--- Begin ---
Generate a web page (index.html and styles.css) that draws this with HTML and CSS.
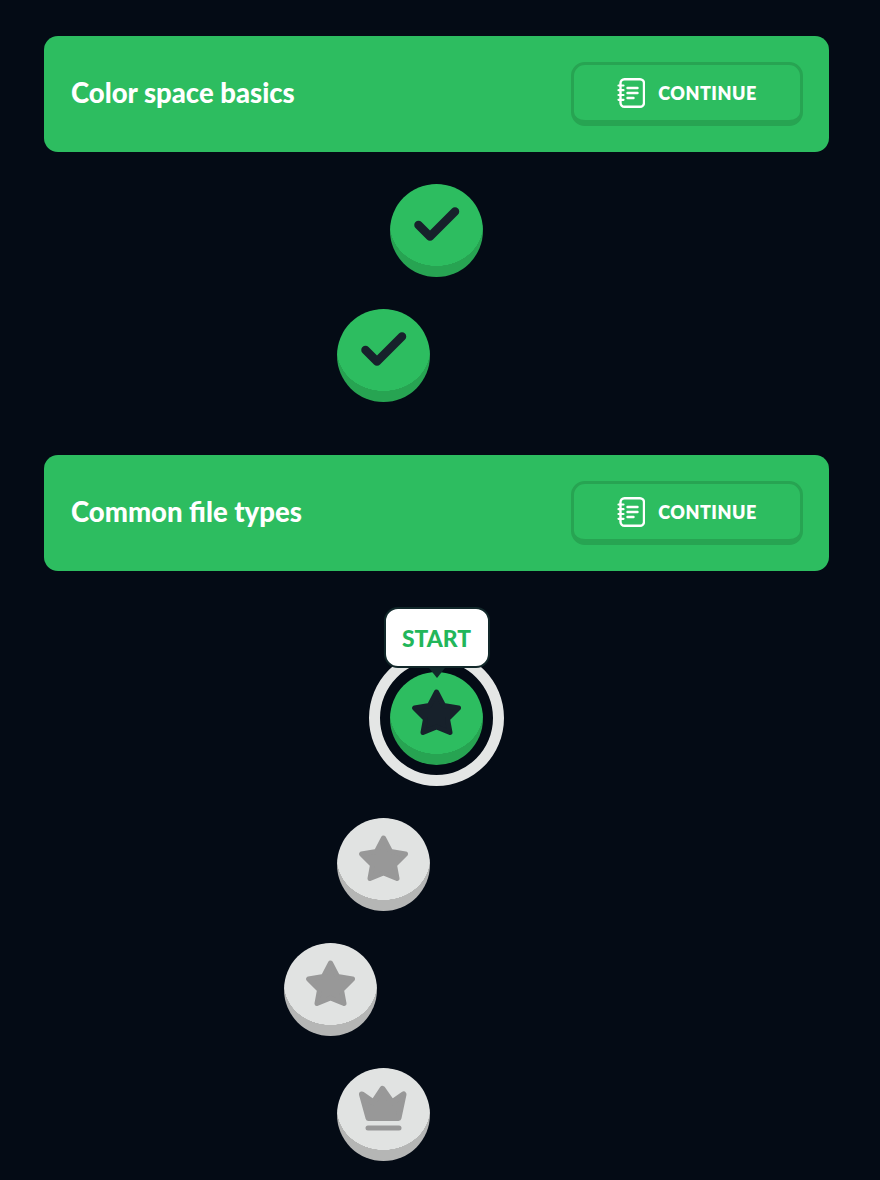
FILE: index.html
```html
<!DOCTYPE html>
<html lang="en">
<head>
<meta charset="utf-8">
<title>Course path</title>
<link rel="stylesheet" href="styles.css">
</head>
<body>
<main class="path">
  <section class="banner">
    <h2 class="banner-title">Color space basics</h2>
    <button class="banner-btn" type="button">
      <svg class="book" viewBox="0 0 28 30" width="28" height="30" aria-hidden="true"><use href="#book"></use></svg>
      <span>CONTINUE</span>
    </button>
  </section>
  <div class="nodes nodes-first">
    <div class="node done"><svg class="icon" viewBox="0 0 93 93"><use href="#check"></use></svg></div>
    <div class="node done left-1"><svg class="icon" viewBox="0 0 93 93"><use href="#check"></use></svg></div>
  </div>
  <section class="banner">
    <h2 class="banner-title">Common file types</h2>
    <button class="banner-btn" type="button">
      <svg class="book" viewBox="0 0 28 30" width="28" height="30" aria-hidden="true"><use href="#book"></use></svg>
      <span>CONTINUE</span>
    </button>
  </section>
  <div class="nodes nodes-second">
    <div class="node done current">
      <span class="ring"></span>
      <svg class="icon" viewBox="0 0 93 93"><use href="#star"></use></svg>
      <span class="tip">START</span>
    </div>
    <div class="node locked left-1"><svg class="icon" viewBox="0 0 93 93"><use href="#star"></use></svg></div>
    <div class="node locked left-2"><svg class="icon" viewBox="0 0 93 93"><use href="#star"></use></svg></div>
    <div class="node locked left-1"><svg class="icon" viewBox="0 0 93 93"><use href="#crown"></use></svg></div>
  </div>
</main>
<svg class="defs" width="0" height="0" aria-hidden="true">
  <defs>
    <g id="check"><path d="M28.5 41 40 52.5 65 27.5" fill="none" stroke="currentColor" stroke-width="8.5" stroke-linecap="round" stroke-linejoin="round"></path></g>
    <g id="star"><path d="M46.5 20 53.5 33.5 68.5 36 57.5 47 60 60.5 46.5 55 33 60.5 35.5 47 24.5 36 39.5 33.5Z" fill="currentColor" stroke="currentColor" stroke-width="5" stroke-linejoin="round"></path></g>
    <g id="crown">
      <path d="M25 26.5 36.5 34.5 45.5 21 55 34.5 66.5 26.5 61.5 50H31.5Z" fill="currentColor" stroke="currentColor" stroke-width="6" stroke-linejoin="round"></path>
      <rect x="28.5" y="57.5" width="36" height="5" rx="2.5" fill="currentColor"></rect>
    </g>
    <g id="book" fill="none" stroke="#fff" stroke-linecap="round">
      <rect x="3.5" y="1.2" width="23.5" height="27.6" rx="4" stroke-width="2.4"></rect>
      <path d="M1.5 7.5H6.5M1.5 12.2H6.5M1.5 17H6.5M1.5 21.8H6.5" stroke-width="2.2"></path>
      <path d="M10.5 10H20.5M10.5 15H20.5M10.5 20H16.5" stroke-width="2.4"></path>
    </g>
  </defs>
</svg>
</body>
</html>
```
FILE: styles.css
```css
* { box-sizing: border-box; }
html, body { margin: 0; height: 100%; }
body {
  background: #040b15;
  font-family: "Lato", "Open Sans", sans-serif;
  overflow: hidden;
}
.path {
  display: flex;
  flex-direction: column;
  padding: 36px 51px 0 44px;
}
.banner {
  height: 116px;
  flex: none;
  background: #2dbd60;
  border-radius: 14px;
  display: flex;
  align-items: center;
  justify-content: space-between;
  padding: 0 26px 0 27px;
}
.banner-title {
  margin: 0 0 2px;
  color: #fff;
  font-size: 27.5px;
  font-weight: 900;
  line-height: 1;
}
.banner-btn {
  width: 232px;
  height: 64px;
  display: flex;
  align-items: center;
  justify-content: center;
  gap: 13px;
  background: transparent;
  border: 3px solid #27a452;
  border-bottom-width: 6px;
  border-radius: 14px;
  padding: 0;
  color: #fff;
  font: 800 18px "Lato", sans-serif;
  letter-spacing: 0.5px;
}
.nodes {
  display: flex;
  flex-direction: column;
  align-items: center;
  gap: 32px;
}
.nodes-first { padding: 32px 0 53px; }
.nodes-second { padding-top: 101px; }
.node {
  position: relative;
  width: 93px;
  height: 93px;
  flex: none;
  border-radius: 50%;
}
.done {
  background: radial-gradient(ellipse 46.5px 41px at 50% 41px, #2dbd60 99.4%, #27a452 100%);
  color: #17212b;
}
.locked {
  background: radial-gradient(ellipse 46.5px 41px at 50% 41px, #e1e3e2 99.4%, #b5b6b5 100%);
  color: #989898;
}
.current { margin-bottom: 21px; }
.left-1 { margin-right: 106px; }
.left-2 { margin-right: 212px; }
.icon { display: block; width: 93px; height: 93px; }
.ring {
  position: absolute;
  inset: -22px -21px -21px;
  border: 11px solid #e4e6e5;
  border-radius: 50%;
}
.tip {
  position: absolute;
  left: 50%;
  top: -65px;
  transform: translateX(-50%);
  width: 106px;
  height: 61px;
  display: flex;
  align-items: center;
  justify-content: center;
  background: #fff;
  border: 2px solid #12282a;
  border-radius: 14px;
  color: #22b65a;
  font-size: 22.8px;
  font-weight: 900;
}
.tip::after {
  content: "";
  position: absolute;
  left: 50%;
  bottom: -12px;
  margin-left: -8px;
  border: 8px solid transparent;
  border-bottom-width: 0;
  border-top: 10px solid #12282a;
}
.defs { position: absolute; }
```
--- End ---
YOUR OBJECTIVE |
Omit the pictures and output all of the other material exactly.

TASK RESULT |
Generate a web page (index.html and styles.css) that draws this with HTML and CSS.
FILE: index.html
```html
<!DOCTYPE html>
<html lang="en">
<head>
<meta charset="utf-8">
<title>Course path</title>
<link rel="stylesheet" href="styles.css">
</head>
<body>
<main class="path">
  <section class="banner">
    <h2 class="banner-title">Color space basics</h2>
    <button class="banner-btn" type="button">
      <svg class="book" viewBox="0 0 28 30" width="28" height="30" aria-hidden="true"><use href="#book"></use></svg>
      <span>CONTINUE</span>
    </button>
  </section>
  <div class="nodes nodes-first">
    <div class="node done"><svg class="icon" viewBox="0 0 93 93"><use href="#check"></use></svg></div>
    <div class="node done left-1"><svg class="icon" viewBox="0 0 93 93"><use href="#check"></use></svg></div>
  </div>
  <section class="banner">
    <h2 class="banner-title">Common file types</h2>
    <button class="banner-btn" type="button">
      <svg class="book" viewBox="0 0 28 30" width="28" height="30" aria-hidden="true"><use href="#book"></use></svg>
      <span>CONTINUE</span>
    </button>
  </section>
  <div class="nodes nodes-second">
    <div class="node done current">
      <span class="ring"></span>
      <svg class="icon" viewBox="0 0 93 93"><use href="#star"></use></svg>
      <span class="tip">START</span>
    </div>
    <div class="node locked left-1"><svg class="icon" viewBox="0 0 93 93"><use href="#star"></use></svg></div>
    <div class="node locked left-2"><svg class="icon" viewBox="0 0 93 93"><use href="#star"></use></svg></div>
    <div class="node locked left-1"><svg class="icon" viewBox="0 0 93 93"><use href="#crown"></use></svg></div>
  </div>
</main>
<svg class="defs" width="0" height="0" aria-hidden="true">
  <defs>
    <g id="check"><path d="M28.5 41 40 52.5 65 27.5" fill="none" stroke="currentColor" stroke-width="8.5" stroke-linecap="round" stroke-linejoin="round"></path></g>
    <g id="star"><path d="M46.5 20 53.5 33.5 68.5 36 57.5 47 60 60.5 46.5 55 33 60.5 35.5 47 24.5 36 39.5 33.5Z" fill="currentColor" stroke="currentColor" stroke-width="5" stroke-linejoin="round"></path></g>
    <g id="crown">
      <path d="M25 26.5 36.5 34.5 45.5 21 55 34.5 66.5 26.5 61.5 50H31.5Z" fill="currentColor" stroke="currentColor" stroke-width="6" stroke-linejoin="round"></path>
      <rect x="28.5" y="57.5" width="36" height="5" rx="2.5" fill="currentColor"></rect>
    </g>
    <g id="book" fill="none" stroke="#fff" stroke-linecap="round">
      <rect x="3.5" y="1.2" width="23.5" height="27.6" rx="4" stroke-width="2.4"></rect>
      <path d="M1.5 7.5H6.5M1.5 12.2H6.5M1.5 17H6.5M1.5 21.8H6.5" stroke-width="2.2"></path>
      <path d="M10.5 10H20.5M10.5 15H20.5M10.5 20H16.5" stroke-width="2.4"></path>
    </g>
  </defs>
</svg>
</body>
</html>
```
FILE: styles.css
```css
* { box-sizing: border-box; }
html, body { margin: 0; height: 100%; }
body {
  background: #040b15;
  font-family: "Lato", "Open Sans", sans-serif;
  overflow: hidden;
}
.path {
  display: flex;
  flex-direction: column;
  padding: 36px 51px 0 44px;
}
.banner {
  height: 116px;
  flex: none;
  background: #2dbd60;
  border-radius: 14px;
  display: flex;
  align-items: center;
  justify-content: space-between;
  padding: 0 26px 0 27px;
}
.banner-title {
  margin: 0 0 2px;
  color: #fff;
  font-size: 27.5px;
  font-weight: 900;
  line-height: 1;
}
.banner-btn {
  width: 232px;
  height: 64px;
  display: flex;
  align-items: center;
  justify-content: center;
  gap: 13px;
  background: transparent;
  border: 3px solid #27a452;
  border-bottom-width: 6px;
  border-radius: 14px;
  padding: 0;
  color: #fff;
  font: 800 18px "Lato", sans-serif;
  letter-spacing: 0.5px;
}
.nodes {
  display: flex;
  flex-direction: column;
  align-items: center;
  gap: 32px;
}
.nodes-first { padding: 32px 0 53px; }
.nodes-second { padding-top: 101px; }
.node {
  position: relative;
  width: 93px;
  height: 93px;
  flex: none;
  border-radius: 50%;
}
.done {
  background: radial-gradient(ellipse 46.5px 41px at 50% 41px, #2dbd60 99.4%, #27a452 100%);
  color: #17212b;
}
.locked {
  background: radial-gradient(ellipse 46.5px 41px at 50% 41px, #e1e3e2 99.4%, #b5b6b5 100%);
  color: #989898;
}
.current { margin-bottom: 21px; }
.left-1 { margin-right: 106px; }
.left-2 { margin-right: 212px; }
.icon { display: block; width: 93px; height: 93px; }
.ring {
  position: absolute;
  inset: -22px -21px -21px;
  border: 11px solid #e4e6e5;
  border-radius: 50%;
}
.tip {
  position: absolute;
  left: 50%;
  top: -65px;
  transform: translateX(-50%);
  width: 106px;
  height: 61px;
  display: flex;
  align-items: center;
  justify-content: center;
  background: #fff;
  border: 2px solid #12282a;
  border-radius: 14px;
  color: #22b65a;
  font-size: 22.8px;
  font-weight: 900;
}
.tip::after {
  content: "";
  position: absolute;
  left: 50%;
  bottom: -12px;
  margin-left: -8px;
  border: 8px solid transparent;
  border-bottom-width: 0;
  border-top: 10px solid #12282a;
}
.defs { position: absolute; }
```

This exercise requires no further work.